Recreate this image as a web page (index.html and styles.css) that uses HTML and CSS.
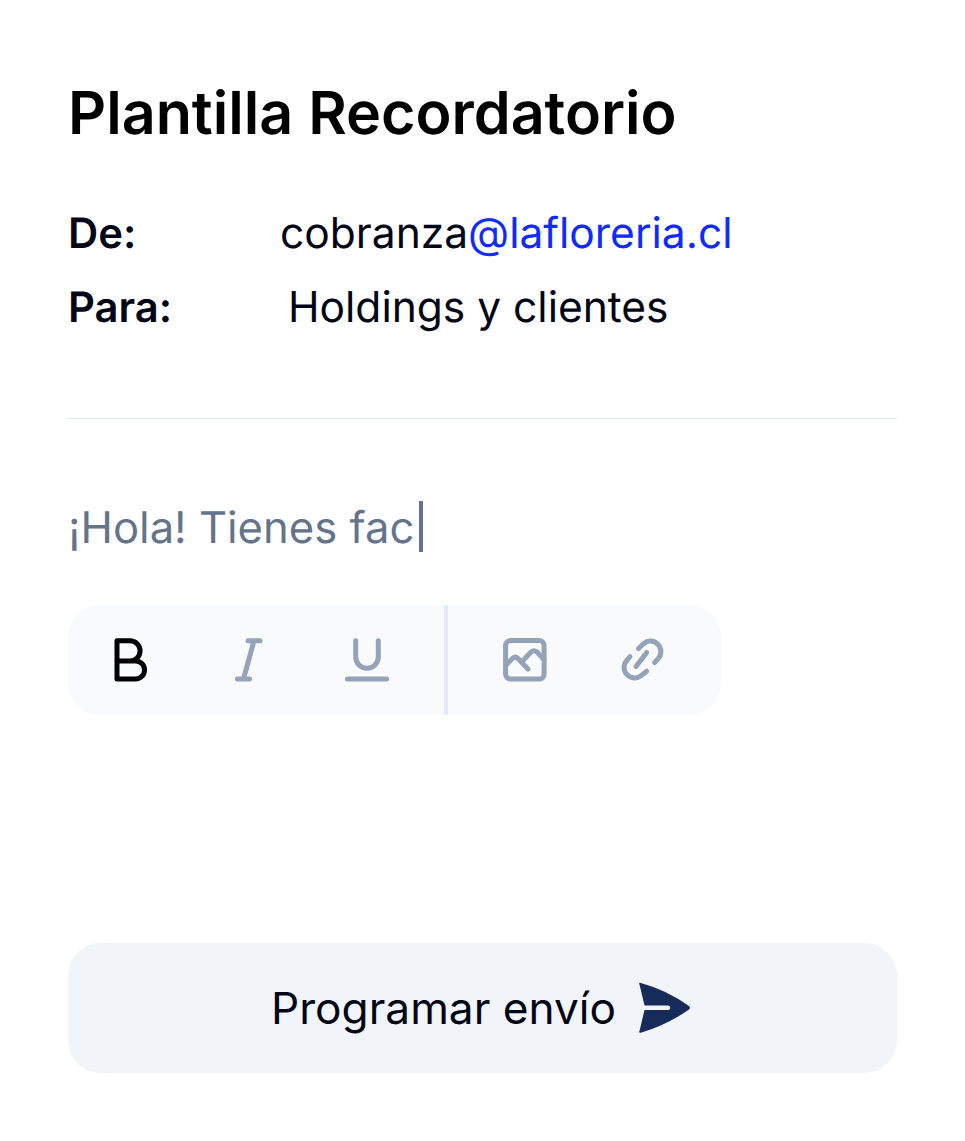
FILE: index.html
```html
<!DOCTYPE html>
<html lang="es">
<head>
<meta charset="utf-8">
<title>Plantilla Recordatorio</title>
<link rel="stylesheet" href="styles.css">
</head>
<body>
<main class="card">
  <h1 class="title">Plantilla Recordatorio</h1>
  <dl class="meta">
    <div class="meta-row">
      <dt class="meta-label">De:</dt>
      <dd class="meta-value">cobranza<a class="mail" href="#">@lafloreria.cl</a></dd>
    </div>
    <div class="meta-row">
      <dt class="meta-label">Para:</dt>
      <dd class="meta-value meta-value-to">Holdings y clientes</dd>
    </div>
  </dl>
  <hr class="rule">
  <p class="body-text">¡Hola! Tienes fac<span class="caret"></span></p>
  <div class="toolbar">
    <svg class="icon icon-on" viewBox="0 0 48 48"><path d="M11 4.7H24a10.1 10.1 0 0 1 0 20.2H11ZM11 24.9H29.500a9 9 0 0 1 0 18.1H11Z"/></svg>
    <svg class="icon" viewBox="0 0 48 48"><path d="M23 4.7H35M12.500 43H24.500M29 4.7 18.500 43"/></svg>
    <svg class="icon" viewBox="0 0 48 48"><path d="M12.700 4.7V21a11.300 11.300 0 0 0 22.600 0V4.700M4.500 43H43.500"/></svg>
    <span class="divider"></span>
    <svg class="icon" viewBox="0 0 48 48"><rect x="4.6" y="4.6" width="38.5" height="38.5" rx="5"/><path d="M6 28 12 22Q14.500 20 17 22.500L27 33M22.500 24 30 16Q33 13.500 36 16L43 23.500"/></svg>
    <svg class="icon" viewBox="0 0 48 48"><path d="M19.500 12.500 24.600 7.600A10.500 10.500 0 0 1 39.400 22.400L35.500 26.500M27.700 16.500 17 30.500M11 20.700 7.600 24.600A10.500 10.500 0 0 0 22.400 39.400L27.700 35.200"/></svg>
  </div>
  <button class="submit" type="button">
    <span>Programar envío</span>
    <svg class="send" viewBox="0 0 54 54"><path d="M2.500 3.500Q1.500 1.500 3.800 1.900 30 9 52 25Q53.800 26.700 52 28.500 30 44 3.800 51.700 1.500 52 2.500 50L7.500 29H31a2.200 2.200 0 0 0 0-4.500H7.500Z"/></svg>
  </button>
</main>
</body>
</html>
```

FILE: styles.css
```css
* { box-sizing: border-box; }

html, body {
  margin: 0;
  background: #fff;
}

body {
  font-family: Inter, "Liberation Sans", sans-serif;
  color: #020617;
  text-rendering: geometricPrecision;
}

.card {
  width: 965px;
  height: 1141px;
  padding: 79px 68px 0;
}

.title {
  margin: 0;
  font-size: 59.200px;
  line-height: 70px;
  font-weight: 600;
  color: #000;
}

.meta {
  margin: 60px 0 0;
}

.meta-row {
  display: flex;
  height: 74px;
  font-size: 42.500px;
  line-height: 50px;
}

.meta-label {
  width: 212px;
  font-size: 41.800px;
  font-weight: 600;
}

.meta-value {
  margin: 0;
}

.meta-value-to {
  padding-left: 8px;
}

.mail {
  color: #0f2bff;
  text-decoration: none;
}

.rule {
  margin: 61px 0 0;
  border: 0;
  border-top: 1px solid #e2e8f0;
}

.body-text {
  display: flex;
  align-items: center;
  height: 52px;
  margin: 82px 0 0;
  padding-top: 2px;
  font-size: 43.600px;
  line-height: 54px;
  color: #64748b;
}

.caret {
  width: 4px;
  height: 51px;
  margin: -4px 0 0 5px;
  background: #64748b;
}

.toolbar {
  display: flex;
  align-items: center;
  width: 653px;
  height: 110px;
  margin-top: 52px;
  padding-left: 38px;
  gap: 70.500px;
  border-radius: 32px;
  background: #f8fafc;
}

.icon {
  flex: none;
  width: 48px;
  height: 48px;
  fill: none;
  stroke: #94a3b8;
  stroke-width: 5;
  stroke-linecap: round;
  stroke-linejoin: round;
}

.icon-on {
  stroke: #000;
}

.divider {
  align-self: stretch;
  width: 4px;
  margin: 0 -18px 0 -17.500px;
  background: #e2ebf3;
}

.submit {
  display: flex;
  align-items: center;
  justify-content: center;
  gap: 21px;
  width: 829px;
  height: 130px;
  margin-top: 228px;
  padding: 0 3px 0 0;
  border: 0;
  border-radius: 32px;
  background: #f1f5f9;
  font: inherit;
  font-size: 44.200px;
  color: #020617;
}

.send {
  width: 54px;
  height: 54px;
  fill: #172b5b;
}
```
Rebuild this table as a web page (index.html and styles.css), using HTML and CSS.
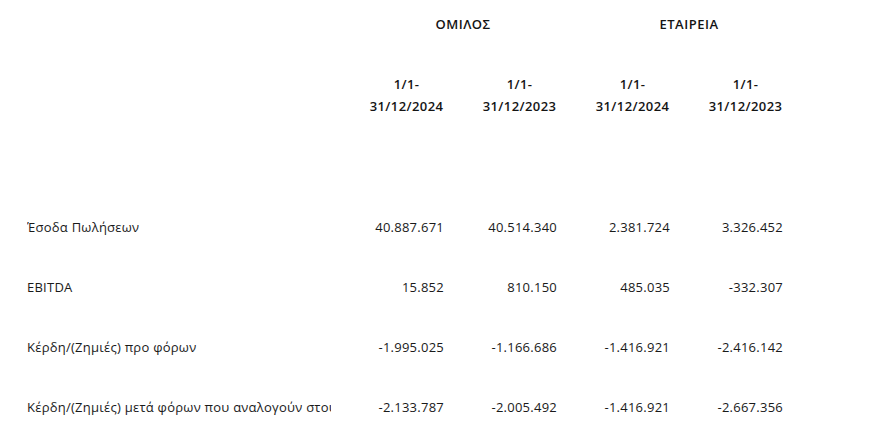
FILE: index.html
```html
<!DOCTYPE html>
<html lang="el">
<head>
<meta charset="utf-8">
<link rel="stylesheet" href="styles.css">
</head>
<body>
<div class="fin-table">
  <div class="cell label"></div>
  <div class="cell group span2">ΟΜΙΛΟΣ</div>
  <div class="cell group span2">ΕΤΑΙΡΕΙΑ</div>

  <div class="cell label period-row"></div>
  <div class="cell period">1/1-<br>31/12/2024</div>
  <div class="cell period">1/1-<br>31/12/2023</div>
  <div class="cell period">1/1-<br>31/12/2024</div>
  <div class="cell period">1/1-<br>31/12/2023</div>

  <div class="cell label row"><span class="clip">Έσοδα Πωλήσεων</span></div>
  <div class="cell num row">40.887.671</div>
  <div class="cell num row">40.514.340</div>
  <div class="cell num row">2.381.724</div>
  <div class="cell num row">3.326.452</div>

  <div class="cell label row"><span class="clip">EBITDA</span></div>
  <div class="cell num row">15.852</div>
  <div class="cell num row">810.150</div>
  <div class="cell num row">485.035</div>
  <div class="cell num row">-332.307</div>

  <div class="cell label row"><span class="clip">Κέρδη/(Ζημιές) προ φόρων</span></div>
  <div class="cell num row">-1.995.025</div>
  <div class="cell num row">-1.166.686</div>
  <div class="cell num row">-1.416.921</div>
  <div class="cell num row">-2.416.142</div>

  <div class="cell label row"><span class="clip">Κέρδη/(Ζημιές) μετά φόρων που αναλογούν στους μετόχους της μητρικής</span></div>
  <div class="cell num row">-2.133.787</div>
  <div class="cell num row">-2.005.492</div>
  <div class="cell num row">-1.416.921</div>
  <div class="cell num row">-2.667.356</div>
</div>
</body>
</html>
```
FILE: styles.css
```css
html, body {
  margin: 0;
  padding: 0;
  background: #ffffff;
}
body {
  font-family: "Open Sans", "Liberation Sans", sans-serif;
  font-size: 13px;
  color: #1a1a1a;
  letter-spacing: 0.25px;
  overflow: hidden;
}
.fin-table {
  display: grid;
  grid-template-columns: 350px repeat(4, 113px);
  width: 802px;
}
.cell {
  line-height: 22px;
  padding-right: 19px;
  white-space: nowrap;
  min-width: 0;
}
.label {
  padding-left: 27px;
}
.clip {
  display: block;
  overflow: hidden;
  white-space: nowrap;
  min-width: 0;
  width: 100%;
}
.group {
  grid-column: span 2;
  text-align: center;
  padding: 13px 0;
  font-weight: 600;
  letter-spacing: 0.5px;
  color: #141414;
}
.period-row {
  height: 149px;
}
.period {
  text-align: center;
  padding: 25px 0 0 0;
  font-weight: 600;
  letter-spacing: 0.4px;
  color: #141414;
  height: 149px;
  box-sizing: border-box;
  display: flex;
  flex-direction: column;
  align-items: center;
}
.row {
  height: 60px;
  display: flex;
  align-items: center;
  box-sizing: border-box;
}
.num {
  justify-content: flex-end;
}
```
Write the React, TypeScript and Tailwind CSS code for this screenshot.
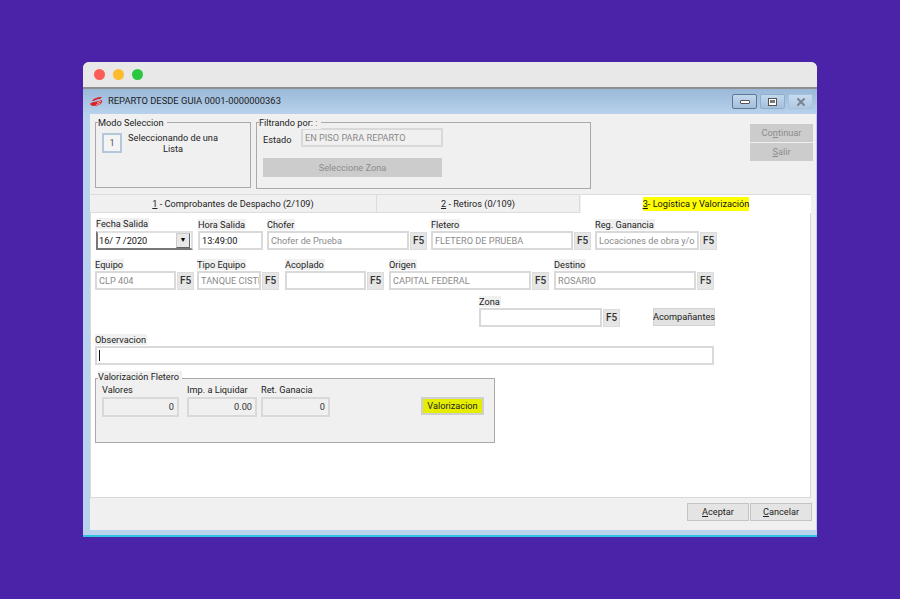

────

• WHAT YOU SHOULD DO: Copy the data character for character, but drop all pictures from the copy.

• SOLVED EXERCISE:
Recreate this image as a web page (index.html and styles.css) that uses HTML and CSS.
FILE: index.html
```html
<!DOCTYPE html>
<html lang="es">
<head>
<meta charset="utf-8">
<title>Plantilla Recordatorio</title>
<link rel="stylesheet" href="styles.css">
</head>
<body>
<main class="card">
  <h1 class="title">Plantilla Recordatorio</h1>
  <dl class="meta">
    <div class="meta-row">
      <dt class="meta-label">De:</dt>
      <dd class="meta-value">cobranza<a class="mail" href="#">@lafloreria.cl</a></dd>
    </div>
    <div class="meta-row">
      <dt class="meta-label">Para:</dt>
      <dd class="meta-value meta-value-to">Holdings y clientes</dd>
    </div>
  </dl>
  <hr class="rule">
  <p class="body-text">¡Hola! Tienes fac<span class="caret"></span></p>
  <div class="toolbar">
    <svg class="icon icon-on" viewBox="0 0 48 48"><path d="M11 4.7H24a10.1 10.1 0 0 1 0 20.2H11ZM11 24.9H29.500a9 9 0 0 1 0 18.1H11Z"/></svg>
    <svg class="icon" viewBox="0 0 48 48"><path d="M23 4.7H35M12.500 43H24.500M29 4.7 18.500 43"/></svg>
    <svg class="icon" viewBox="0 0 48 48"><path d="M12.700 4.7V21a11.300 11.300 0 0 0 22.600 0V4.700M4.500 43H43.500"/></svg>
    <span class="divider"></span>
    <svg class="icon" viewBox="0 0 48 48"><rect x="4.6" y="4.6" width="38.5" height="38.5" rx="5"/><path d="M6 28 12 22Q14.500 20 17 22.500L27 33M22.500 24 30 16Q33 13.500 36 16L43 23.500"/></svg>
    <svg class="icon" viewBox="0 0 48 48"><path d="M19.500 12.500 24.600 7.600A10.500 10.500 0 0 1 39.400 22.400L35.500 26.500M27.700 16.500 17 30.500M11 20.700 7.600 24.600A10.500 10.500 0 0 0 22.400 39.400L27.700 35.200"/></svg>
  </div>
  <button class="submit" type="button">
    <span>Programar envío</span>
    <svg class="send" viewBox="0 0 54 54"><path d="M2.500 3.500Q1.500 1.500 3.800 1.900 30 9 52 25Q53.800 26.700 52 28.500 30 44 3.800 51.700 1.500 52 2.500 50L7.500 29H31a2.200 2.200 0 0 0 0-4.500H7.500Z"/></svg>
  </button>
</main>
</body>
</html>
```

FILE: styles.css
```css
* { box-sizing: border-box; }

html, body {
  margin: 0;
  background: #fff;
}

body {
  font-family: Inter, "Liberation Sans", sans-serif;
  color: #020617;
  text-rendering: geometricPrecision;
}

.card {
  width: 965px;
  height: 1141px;
  padding: 79px 68px 0;
}

.title {
  margin: 0;
  font-size: 59.200px;
  line-height: 70px;
  font-weight: 600;
  color: #000;
}

.meta {
  margin: 60px 0 0;
}

.meta-row {
  display: flex;
  height: 74px;
  font-size: 42.500px;
  line-height: 50px;
}

.meta-label {
  width: 212px;
  font-size: 41.800px;
  font-weight: 600;
}

.meta-value {
  margin: 0;
}

.meta-value-to {
  padding-left: 8px;
}

.mail {
  color: #0f2bff;
  text-decoration: none;
}

.rule {
  margin: 61px 0 0;
  border: 0;
  border-top: 1px solid #e2e8f0;
}

.body-text {
  display: flex;
  align-items: center;
  height: 52px;
  margin: 82px 0 0;
  padding-top: 2px;
  font-size: 43.600px;
  line-height: 54px;
  color: #64748b;
}

.caret {
  width: 4px;
  height: 51px;
  margin: -4px 0 0 5px;
  background: #64748b;
}

.toolbar {
  display: flex;
  align-items: center;
  width: 653px;
  height: 110px;
  margin-top: 52px;
  padding-left: 38px;
  gap: 70.500px;
  border-radius: 32px;
  background: #f8fafc;
}

.icon {
  flex: none;
  width: 48px;
  height: 48px;
  fill: none;
  stroke: #94a3b8;
  stroke-width: 5;
  stroke-linecap: round;
  stroke-linejoin: round;
}

.icon-on {
  stroke: #000;
}

.divider {
  align-self: stretch;
  width: 4px;
  margin: 0 -18px 0 -17.500px;
  background: #e2ebf3;
}

.submit {
  display: flex;
  align-items: center;
  justify-content: center;
  gap: 21px;
  width: 829px;
  height: 130px;
  margin-top: 228px;
  padding: 0 3px 0 0;
  border: 0;
  border-radius: 32px;
  background: #f1f5f9;
  font: inherit;
  font-size: 44.200px;
  color: #020617;
}

.send {
  width: 54px;
  height: 54px;
  fill: #172b5b;
}
```
Rebuild this table as a web page (index.html and styles.css), using HTML and CSS.
FILE: index.html
```html
<!DOCTYPE html>
<html lang="el">
<head>
<meta charset="utf-8">
<link rel="stylesheet" href="styles.css">
</head>
<body>
<div class="fin-table">
  <div class="cell label"></div>
  <div class="cell group span2">ΟΜΙΛΟΣ</div>
  <div class="cell group span2">ΕΤΑΙΡΕΙΑ</div>

  <div class="cell label period-row"></div>
  <div class="cell period">1/1-<br>31/12/2024</div>
  <div class="cell period">1/1-<br>31/12/2023</div>
  <div class="cell period">1/1-<br>31/12/2024</div>
  <div class="cell period">1/1-<br>31/12/2023</div>

  <div class="cell label row"><span class="clip">Έσοδα Πωλήσεων</span></div>
  <div class="cell num row">40.887.671</div>
  <div class="cell num row">40.514.340</div>
  <div class="cell num row">2.381.724</div>
  <div class="cell num row">3.326.452</div>

  <div class="cell label row"><span class="clip">EBITDA</span></div>
  <div class="cell num row">15.852</div>
  <div class="cell num row">810.150</div>
  <div class="cell num row">485.035</div>
  <div class="cell num row">-332.307</div>

  <div class="cell label row"><span class="clip">Κέρδη/(Ζημιές) προ φόρων</span></div>
  <div class="cell num row">-1.995.025</div>
  <div class="cell num row">-1.166.686</div>
  <div class="cell num row">-1.416.921</div>
  <div class="cell num row">-2.416.142</div>

  <div class="cell label row"><span class="clip">Κέρδη/(Ζημιές) μετά φόρων που αναλογούν στους μετόχους της μητρικής</span></div>
  <div class="cell num row">-2.133.787</div>
  <div class="cell num row">-2.005.492</div>
  <div class="cell num row">-1.416.921</div>
  <div class="cell num row">-2.667.356</div>
</div>
</body>
</html>
```
FILE: styles.css
```css
html, body {
  margin: 0;
  padding: 0;
  background: #ffffff;
}
body {
  font-family: "Open Sans", "Liberation Sans", sans-serif;
  font-size: 13px;
  color: #1a1a1a;
  letter-spacing: 0.25px;
  overflow: hidden;
}
.fin-table {
  display: grid;
  grid-template-columns: 350px repeat(4, 113px);
  width: 802px;
}
.cell {
  line-height: 22px;
  padding-right: 19px;
  white-space: nowrap;
  min-width: 0;
}
.label {
  padding-left: 27px;
}
.clip {
  display: block;
  overflow: hidden;
  white-space: nowrap;
  min-width: 0;
  width: 100%;
}
.group {
  grid-column: span 2;
  text-align: center;
  padding: 13px 0;
  font-weight: 600;
  letter-spacing: 0.5px;
  color: #141414;
}
.period-row {
  height: 149px;
}
.period {
  text-align: center;
  padding: 25px 0 0 0;
  font-weight: 600;
  letter-spacing: 0.4px;
  color: #141414;
  height: 149px;
  box-sizing: border-box;
  display: flex;
  flex-direction: column;
  align-items: center;
}
.row {
  height: 60px;
  display: flex;
  align-items: center;
  box-sizing: border-box;
}
.num {
  justify-content: flex-end;
}
```
Write the React, TypeScript and Tailwind CSS code for this screenshot.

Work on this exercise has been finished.